───── Data in this exercise

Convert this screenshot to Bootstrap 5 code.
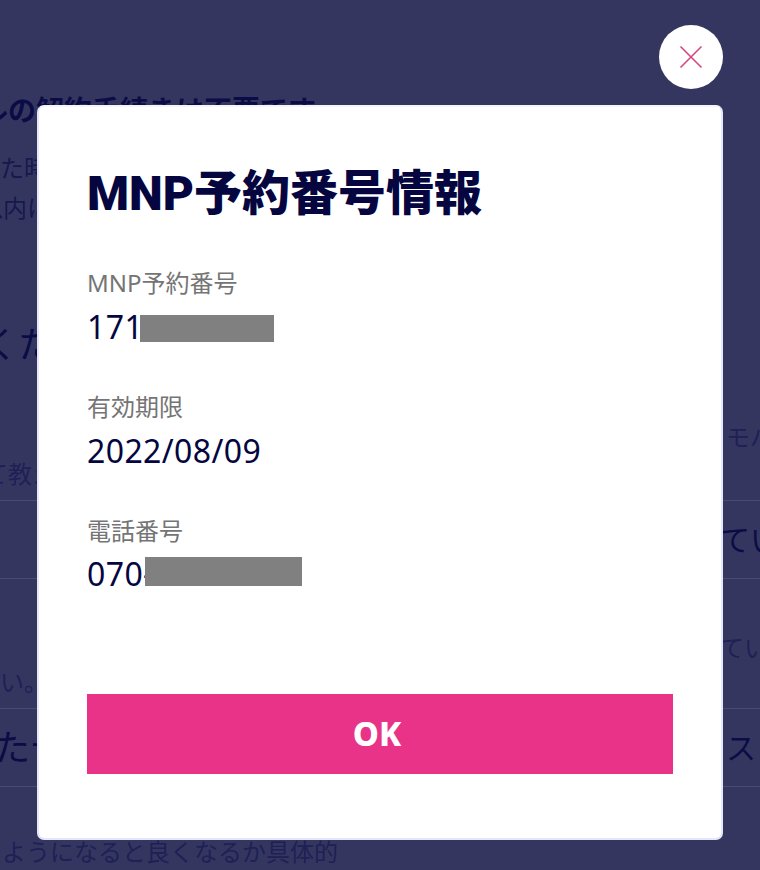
<!DOCTYPE html>
<html lang="ja">
<head>
<meta charset="utf-8">
<title>MNP予約番号情報</title>
<link href="https://cdn.jsdelivr.net/npm/bootstrap@5.3.0/dist/css/bootstrap.min.css" rel="stylesheet">
<style>
html,body{height:870px;overflow:hidden}
body{background:#35365f;font-family:"Noto Sans","Noto Sans CJK JP",sans-serif;color:#05063f}
.back-page{height:870px;overflow:hidden;color:#0b0c45}
.back-line{white-space:nowrap;width:800px}
.bl-a{padding-top:92px;height:148px;font-size:28px;font-weight:700;line-height:36px;margin-left:-20px}
.bl-b{font-size:24px;line-height:40px;height:40px;color:#17184e}
.bl-b1{margin-left:-24px}
.bl-b2{margin-left:-21px}
.bl-c{margin-top:93px;font-size:36px;line-height:48px;height:48px;margin-left:-18px}
.bl-d{margin-top:51px;height:34px;font-size:24px;line-height:34px;color:#1f2055;padding-left:726px}
.bl-e{height:47px;font-size:24px;line-height:40px;border-bottom:1px solid #4a4b70;color:#1f2055;padding-left:0;text-indent:-16px}
.bl-f{height:78px;line-height:77px;font-size:30px;border-bottom:1px solid #4a4b70;padding-left:720px}
.row-two{display:grid;grid-template-columns:720px auto}
.bl-g{height:130px;font-size:24px;line-height:34px;border-bottom:1px solid #4a4b70;color:#1f2055}
.bl-g-left{align-self:end;margin-bottom:9px;margin-left:-24px}
.bl-g-right{margin-top:52px}
.bl-h{height:78px;line-height:77px;font-size:30px;border-bottom:1px solid #4a4b70}
.bl-h-left{margin-left:-6px;font-size:36px}
.bl-h-right{margin-left:6px}
.bl-i{padding-top:47px;font-size:24px;line-height:36px;margin-left:-22px;color:#1f2055}
.sheet{position:fixed;left:37px;top:105px;width:686px;height:735px;background:#fff;border:2px solid #e4e6fa;border-top-color:#f4f4fc;border-radius:7px;padding:47px 48px 0;z-index:2}
.sheet-title{font-family:Roboto,"Noto Sans CJK JP",sans-serif;font-size:48px;font-weight:900;line-height:80px;margin:0 0 33px;height:80px;color:#05063f}
.field-label{font-size:24px;color:#757575;line-height:32px;margin:0 0 7px;height:32px}
.field-value{font-size:32px;letter-spacing:.4px;line-height:42px;height:42px;margin:0;color:#05063f;display:flex;align-items:center}
.field-gap{margin-top:43px}
.label-tight{margin-bottom:6px}
.mask-a{width:134px;height:27px;background:#808080;margin-left:-3px;margin-top:2px}
.mask-b{width:157px;height:29px;background:#808080;margin-left:-9px;margin-bottom:6px}
.ok-btn{display:flex;align-items:center;justify-content:center;width:586px;height:80px;background:#e83388;color:#fff;font-size:33px;font-weight:800;border:0;border-radius:0;position:absolute;left:48px;top:587px;padding:0 6px 0 0;font-family:"Noto Sans","Noto Sans CJK JP",sans-serif}
.close-btn{position:fixed;left:659px;top:25px;width:64px;height:64px;border-radius:50%;background:#fff;border:0;padding:0;display:flex;align-items:center;justify-content:center;z-index:3}
</style>
</head>
<body>
<div class="back-page" aria-hidden="true">
  <div class="back-line bl-a">ルの解約手続きは不要です</div>
  <div class="back-line bl-b bl-b1">れた時</div>
  <div class="back-line bl-b bl-b2">以内に</div>
  <div class="back-line bl-c">くた</div>
  <div class="back-line bl-d">モバ</div>
  <div class="back-line bl-e">て教え</div>
  <div class="back-line bl-f">てい</div>
  <div class="back-line bl-g row-two"><span class="bl-g-left">さい。</span><span class="bl-g-right">てい</span></div>
  <div class="back-line bl-h row-two"><span class="bl-h-left">たデ</span><span class="bl-h-right">ス</span></div>
  <div class="back-line bl-i">のようになると良くなるか具体的</div>
</div>
<button class="close-btn" type="button" aria-label="閉じる">
  <svg width="24" height="24" viewBox="0 0 24 24" fill="none" stroke="#d4467f" stroke-width="1.6"><path d="M1.5 1.5 22.5 22.5M22.5 1.5 1.5 22.5"/></svg>
</button>
<div class="sheet" role="dialog">
  <h1 class="sheet-title">MNP予約番号情報</h1>
  <div>
    <p class="field-label">MNP予約番号</p>
    <p class="field-value">171<span class="mask-a"></span></p>
  </div>
  <div class="field-gap">
    <p class="field-label">有効期限</p>
    <p class="field-value">2022/08/09</p>
  </div>
  <div class="field-gap">
    <p class="field-label label-tight">電話番号</p>
    <p class="field-value">070-<span class="mask-b"></span></p>
  </div>
  <button class="btn ok-btn" type="button">OK</button>
</div>
<script src="https://cdn.jsdelivr.net/npm/bootstrap@5.3.0/dist/js/bootstrap.bundle.min.js"></script>
</body>
</html>
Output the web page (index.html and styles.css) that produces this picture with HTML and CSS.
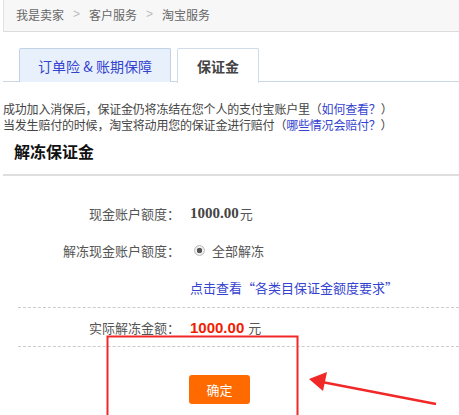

──────────

• **What you need to do**: Search the lines above for the string "page" and copy each line that has it.

• **Finished task**:
.back-page{height:870px;overflow:hidden;color:#0b0c45}
<div class="back-page" aria-hidden="true">
Output the web page (index.html and styles.css) that produces this picture with HTML and CSS.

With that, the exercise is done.